Ça se passe très bien. Au fil des années, nous nous sommes de mieux en mieux compris. Au départ, c’est difficile d’établir un langage commun entre quelqu’un qui s’exprime par les yeux et quelqu’un qui s’exprime par les oreilles. Ce n’est pas évident de se comprendre. Avec Luc, on a eu la chance de se comprendre pas mal dès le départ, ce qui a fait qu’on a eu envie de continuer, et au fil des années et des collaborations, on a affiné et perfectionné ce langage. Maintenant, quand on travaille ensemble, il y a rarement d’ambigüité. Lui, je pense, est satisfait de mon travail parce qu’il obtient ce qu’il veut pour ses films, et moi je suis extrêmement comblé du rôle qu’il me donne dans ses films. Donc tout va bien !
Comment travaille-t-on avec quelqu’un qui ne sait pas s’exprimer en termes de musique ?
Lui me parle plutôt en termes d’émotion, de sentiment, de rôle à jouer. Il ne va pas me dire de mettre du violon ou de la guitare électrique, il va me dire plutôt : «Dans cette scène, je voudrais que tu fasses ressentir ça, que tu soulignes telle émotion, que tu m’amènes cette émotion-là, qui n’est pas forcément filmée». Lui filme autre chose. Luc est un réalisateur qui utilise la musique comme un élément très important. Quand il tourne une scène, il lui arrive fréquemment de laisser de côté toute une partie de ce qu’il veut exprimer en se disant : «Ça, je vais l’exprimer via la musique». Il le sait à l’avance, il a déjà en tête le rôle que je dois jouer dans chaque scène. Que ce soit avec un orchestre symphonique ou avec un djembé, il s’en fout du moment que ça apporte ce qu’il veut faire ressentir. Nos discussions ne sont pas techniques, mais émotionnelles. C’est d’ailleurs pour ça que c’est un petit peu compliqué parce qu’on parle de choses très abstraites, les sentiments, les émotions, c’est difficile d’en parler.
Plus spécifiquement, quelles ont été ses instructions pour The Lady ?

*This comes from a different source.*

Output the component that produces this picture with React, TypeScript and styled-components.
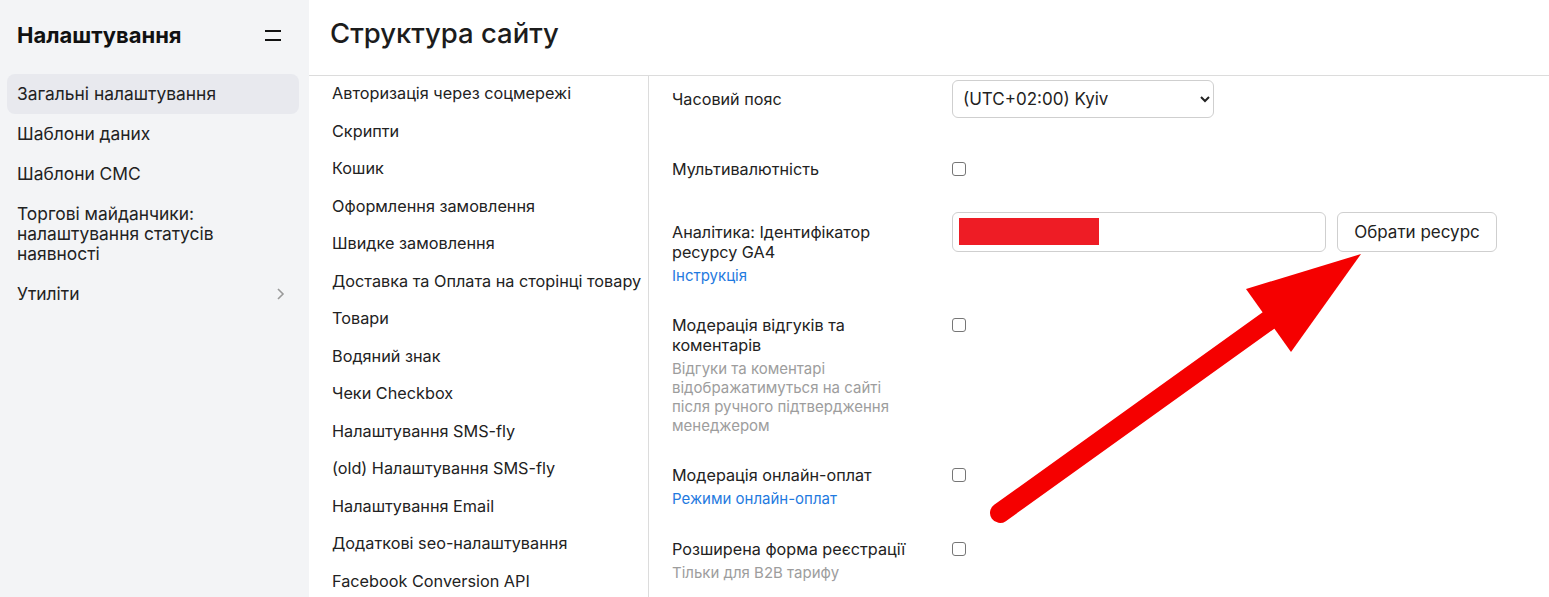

Les instructions de Luc ne changent pas fondamentalement à chaque film, ce sont toujours les mêmes. On regarde le film ensemble et il me dit, scène après scène, quelle émotion il veut ressentir. Ensuite, la spécificité de chaque film va évidemment changer mon inspiration et donc la musique, mais la méthode de travail est la même.
Commences-tu parfois à travailler en amont, avant même le tournage, sur les films de Luc Besson ?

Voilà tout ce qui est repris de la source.